The 30th anniversary celebration of the 1994 Commonwealth Games drew a direct line over three decades to the recently completed 2024 Paris Olympics and next week’s start of the 2024 Paris Paralympics.

That’s due to the legacy programs of the Victoria Games, administered through the Pacific Institute for Sport Education on the Camosun College Interurban campus, Canadian Sport Institute-Pacific and 94 Forward.

The programs helped train several of the athletes who competed for Canada in the Olympics and who will be competing in the Paralympics, which begin Wednesday.

“We punched well above our weight to stage the 1994 Games and now the legacy and the spirit from those Games carries on,” said PISE CEO Robert Bettauer, at a ceremony held Thursday at PISE to commemorate the 30th anniversary.

“A big part of what happens in the Olympics and Paralympics for Canada comes through here. It’s one-stop shopping here for Canadian athletes. We are a living legacy of the wonderful 1994 Games.”

A key component of that is 94 Forward, which administers the Victoria Commonwealth Games legacy fund now capitalized at close to $25 million, and which helps train Canadian Olympians and Paralympians.

“We were able to fund 3,500 hours of training in Victoria for 160 athletes in the last year in rowing, rugby, swimming, diving, triathlon, cycling, track, boxing and skateboarding,” said 94 Forward president John MacMillan.

“Paralympic athletes who will be making headlines over the next two weeks in Paris trained here, about 150 feet from where I am standing.”

The Victoria Games legacy programs have produced champions.

“I been able to take advantage of the sports structures and facilities that have come out of those Games,” said Dom Seiterle, who won a gold medal with the Island-based Canadian men’s rowing eight at the 2008 Beijing Olympics.

“The programs that have come out of the legacy fund, it’s only gotten better,” Seiterle said.

The intangibles of what transpired 30 years ago are not forgotten, either, as the Victoria Games welcomed back South Africa and bade farewell to Hong Kong, as the pageant of history continued to unfold.

“I remember being exhausted at the opening ceremony because it took six years to get there,” said Murray Coell, the mayor of Saanich at the time.

“It was worth it because it changed my community for the better,” added Coell, who spoke at the anniversary event Thursday.

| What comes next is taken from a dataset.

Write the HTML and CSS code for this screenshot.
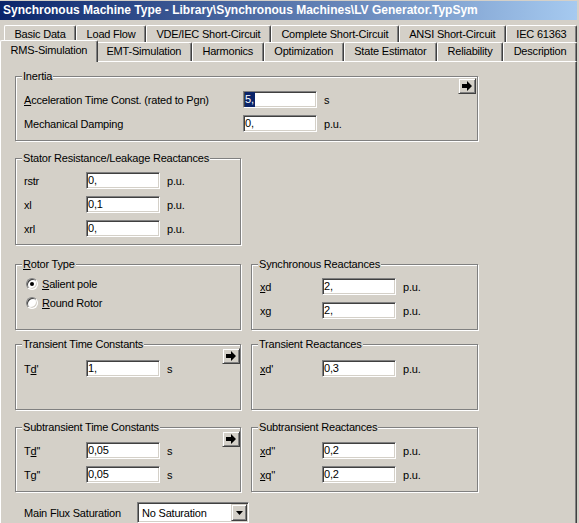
FILE: index.html
```html
<!DOCTYPE html>
<html lang="en">
<head>
    <meta charset="UTF-8">
    <title>Synchronous Machine Type</title>
    <link rel="stylesheet" href="styles.css">
</head>
<body>

<div class="window">
    <div class="titlebar">Synchronous Machine Type - Library\Synchronous Machines\LV Generator.TypSym</div>

    <div class="tabs">
        <div class="tab-row tab-row-back">
            <div class="tab">Basic Data</div>
            <div class="tab">Load Flow</div>
            <div class="tab">VDE/IEC Short-Circuit</div>
            <div class="tab">Complete Short-Circuit</div>
            <div class="tab">ANSI Short-Circuit</div>
            <div class="tab">IEC 61363</div>
        </div>
        <div class="tab-row tab-row-front">
            <div class="tab tab-active">RMS-Simulation</div>
            <div class="tab">EMT-Simulation</div>
            <div class="tab">Harmonics</div>
            <div class="tab">Optimization</div>
            <div class="tab">State Estimator</div>
            <div class="tab">Reliability</div>
            <div class="tab">Description</div>
        </div>
    </div>

    <div class="panel">
        <!-- Inertia -->
        <div class="group group-inertia">
            <span class="group-title">Inertia</span>
            <button class="arrow-btn arrow-btn-top">
                <svg width="11" height="11" viewBox="0 0 11 11"><polygon points="0,3 5,3 5,0 10,5 5,10 5,7 0,7" fill="#000"/></svg>
            </button>
            <div class="field">
                <label><u>A</u>cceleration Time Const. (rated to Pgn)</label>
                <span class="edit"><span class="selected">5,</span></span>
                <span class="unit">s</span>
            </div>
            <div class="field">
                <label>Mechanical Damping</label>
                <span class="edit">0,</span>
                <span class="unit">p.u.</span>
            </div>
        </div>

        <!-- Stator -->
        <div class="group group-stator">
            <span class="group-title">Stator Resistance/Leakage Reactances</span>
            <div class="field">
                <label>rstr</label>
                <span class="edit">0,</span>
                <span class="unit">p.u.</span>
            </div>
            <div class="field">
                <label>xl</label>
                <span class="edit">0,1</span>
                <span class="unit">p.u.</span>
            </div>
            <div class="field">
                <label>xrl</label>
                <span class="edit">0,</span>
                <span class="unit">p.u.</span>
            </div>
        </div>

        <div class="group-pair pair-sync">
            <div class="group group-rotor">
                <span class="group-title"><u>R</u>otor Type</span>
                <div class="radio">
                    <span class="radio-dot checked"></span>
                    <span><u>S</u>alient pole</span>
                </div>
                <div class="radio">
                    <span class="radio-dot"></span>
                    <span><u>R</u>ound Rotor</span>
                </div>
            </div>
            <div class="group group-sync">
                <span class="group-title">Synchronous Reactances</span>
                <div class="field">
                    <label><u>x</u>d</label>
                    <span class="edit">2,</span>
                    <span class="unit">p.u.</span>
                </div>
                <div class="field">
                    <label>xg</label>
                    <span class="edit">2,</span>
                    <span class="unit">p.u.</span>
                </div>
            </div>
        </div>

        <div class="group-pair pair-transient">
            <div class="group group-transient">
                <span class="group-title">Transient Time Constants</span>
                <button class="arrow-btn">
                    <svg width="11" height="11" viewBox="0 0 11 11"><polygon points="0,3 5,3 5,0 10,5 5,10 5,7 0,7" fill="#000"/></svg>
                </button>
                <div class="field">
                    <label>T<u>d</u>'</label>
                    <span class="edit">1,</span>
                    <span class="unit">s</span>
                </div>
            </div>
            <div class="group group-transient">
                <span class="group-title">Transient Reactances</span>
                <div class="field">
                    <label><u>x</u>d'</label>
                    <span class="edit">0,3</span>
                    <span class="unit">p.u.</span>
                </div>
            </div>
        </div>

        <div class="group-pair pair-subtransient">
            <div class="group group-subtransient">
                <span class="group-title">Subtransient Time Constants</span>
                <button class="arrow-btn">
                    <svg width="11" height="11" viewBox="0 0 11 11"><polygon points="0,3 5,3 5,0 10,5 5,10 5,7 0,7" fill="#000"/></svg>
                </button>
                <div class="field">
                    <label>T<u>d</u>''</label>
                    <span class="edit">0,05</span>
                    <span class="unit">s</span>
                </div>
                <div class="field">
                    <label>Tg''</label>
                    <span class="edit">0,05</span>
                    <span class="unit">s</span>
                </div>
            </div>
            <div class="group group-subtransient">
                <span class="group-title">Subtransient Reactances</span>
                <div class="field">
                    <label><u>x</u>d''</label>
                    <span class="edit">0,2</span>
                    <span class="unit">p.u.</span>
                </div>
                <div class="field">
                    <label><u>x</u>q''</label>
                    <span class="edit">0,2</span>
                    <span class="unit">p.u.</span>
                </div>
            </div>
        </div>

        <div class="saturation">
            <label>Main Flux Saturation</label>
            <div class="select">
                <span class="select-text">No Saturation</span>
                <span class="select-btn">
                    <svg width="7" height="4" viewBox="0 0 7 4"><polygon points="0,0 7,0 3.5,4" fill="#000"/></svg>
                </span>
            </div>
        </div>
    </div>
</div>

</body>
</html>
```

FILE: styles.css
```css
body {
    margin: 0;
    background: #d4d0c8;
    font-family: "Liberation Sans", Arial, sans-serif;
    font-size: 11px;
    letter-spacing: -0.2px;
    color: #000;
}

.window {
    width: 577px;
    height: 523px;
    overflow: hidden;
}

.titlebar {
    margin-top: 1px;
    height: 19px;
    line-height: 19px;
    padding-left: 3px;
    background: linear-gradient(to right, #0a246a, #a6caf0);
    color: #fff;
    font-size: 12px;
    font-weight: bold;
    letter-spacing: 0;
    white-space: nowrap;
}

/* Tabs */
.tabs {
    margin-top: 5px;
}

.tab-row {
    display: flex;
}

.tab-row-back {
    margin-left: 4px;
    height: 17px;
}

.tab-row-front {
    margin-left: 2px;
    height: 19px;
}

.tab {
    flex: 1 1 auto;
    padding: 0 4px;
    text-align: center;
    white-space: nowrap;
    line-height: 16px;
    background: #d4d0c8;
    border-top: 1px solid #fff;
    border-left: 1px solid #fff;
    border-right: 1px solid #404040;
    border-radius: 2px 2px 0 0;
    box-shadow: inset -1px 0 #808080;
}

.tab-row-front .tab {
    line-height: 17px;
}

.tab-row-front .tab-active {
    position: relative;
    z-index: 1;
    margin: -2px -2px 0;
    height: 21px;
    line-height: 18px;
}

/* Page */
.panel {
    height: 461px;
    padding: 14px 0 0 14px;
    border-top: 1px solid #fff;
    border-left: 1px solid #fff;
    border-right: 1px solid #404040;
    box-shadow: inset -1px 0 #808080;
}

.group {
    position: relative;
    box-sizing: border-box;
    border: 1px solid #808080;
    box-shadow: inset 1px 1px #fff, 1px 1px #fff;
}

.group-title {
    position: absolute;
    top: -7px;
    left: 6px;
    padding: 0 1px;
    line-height: 13px;
    background: #d4d0c8;
    white-space: nowrap;
}

.group-inertia {
    width: 463px;
    padding: 14px 0 8px 8px;
}

.group-stator {
    width: 226px;
    margin-top: 17px;
    padding: 13px 0 7px 8px;
}

.group-pair {
    display: grid;
    grid-template-columns: 226px 227px;
    column-gap: 10px;
}

.pair-sync {
    margin-top: 19px;
}

.pair-transient {
    margin-top: 14px;
}

.pair-subtransient {
    margin-top: 17px;
}

.group-rotor {
    padding: 11px 0 0 10px;
}

.group-sync {
    padding: 13px 0 10px 8px;
}

.group-transient {
    padding: 15px 0 32px 8px;
}

.group-subtransient {
    padding: 14px 0 8px 8px;
}

.field {
    display: flex;
    align-items: center;
    height: 17px;
}

.field + .field {
    margin-top: 7px;
}

.field label {
    flex: none;
    width: 62px;
}

.group-inertia .field label {
    width: 219px;
}

.edit {
    box-sizing: border-box;
    width: 74px;
    height: 17px;
    padding: 0 1px;
    line-height: 15px;
    background: #fff;
    border: 1px solid;
    border-color: #808080 #fff #fff #808080;
    box-shadow: inset 1px 1px #404040, inset -1px -1px #d4d0c8;
    white-space: nowrap;
}

.edit .selected {
    display: inline-block;
    padding-right: 1px;
    background: #0a246a;
    color: #fff;
}

.unit {
    margin-left: 7px;
}

/* Raised 3D buttons */
.arrow-btn,
.select-btn {
    box-sizing: border-box;
    display: flex;
    align-items: center;
    justify-content: center;
    padding: 0;
    background: #d4d0c8;
    border: 1px solid;
    border-color: #d4d0c8 #404040 #404040 #d4d0c8;
    box-shadow: inset 1px 1px #fff, inset -1px -1px #808080;
}

.arrow-btn {
    position: absolute;
    top: 3px;
    right: 0;
    width: 18px;
    height: 16px;
}

.arrow-btn-top {
    top: 1px;
    right: 1px;
}

/* Radio buttons */
.radio {
    display: flex;
    align-items: center;
    height: 16px;
}

.radio + .radio {
    margin-top: 3px;
}

.radio-dot {
    position: relative;
    box-sizing: border-box;
    width: 12px;
    height: 12px;
    margin-right: 4px;
    border-radius: 50%;
    background: #fff;
    border: 1px solid;
    border-color: #808080 #fff #fff #808080;
    box-shadow: inset 1px 1px #404040, inset -1px -1px #d4d0c8;
}

.radio-dot.checked::after {
    content: "";
    position: absolute;
    left: 3px;
    top: 3px;
    width: 4px;
    height: 4px;
    border-radius: 50%;
    background: #000;
}

/* Saturation dropdown */
.saturation {
    display: flex;
    align-items: center;
    margin-top: 10px;
    padding-left: 9px;
}

.saturation label {
    width: 113px;
}

.select {
    box-sizing: border-box;
    display: flex;
    align-items: center;
    width: 112px;
    height: 21px;
    background: #fff;
    border: 1px solid;
    border-color: #808080 #fff #fff #808080;
    box-shadow: inset 1px 1px #404040, inset -1px -1px #d4d0c8;
    padding: 1px;
}

.select-text {
    flex: 1;
    padding-left: 3px;
}

.select-btn {
    width: 16px;
    height: 17px;
}
```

“I have such tremendous memories because of the coming together of the community to put on a tremendous Games — probably the best-ever Games. The 14,000 volunteers changed Victoria in itself.”

Unlike past public anniversaries of the Victoria Games, such as the 20th and 25th, the 30th Thursday was mostly for the sports community and officials.

Among the initiatives announced to commemorate the 30th anniversary is the Gift of Potential program that will give youth 13 to 18 more opportunity to participate in PISE sporting services to keep them active through those crucial years.

Also to mark the occasion of the three-decade anniversary, 94 Forward has digitized and is placing on YouTube all 11 programs of the Spirit of the Games, a local cable TV series produced by Rob Lowrie that ran on Rogers during the 1994 Commonwealth Games, and was separate from the wider CBC Games coverage of the sporting events.

The half-hour programs are being loaded on to YouTube daily in order from Aug. 18-28, the dates the 1994 Games ran. The entire series will then reside on YouTube.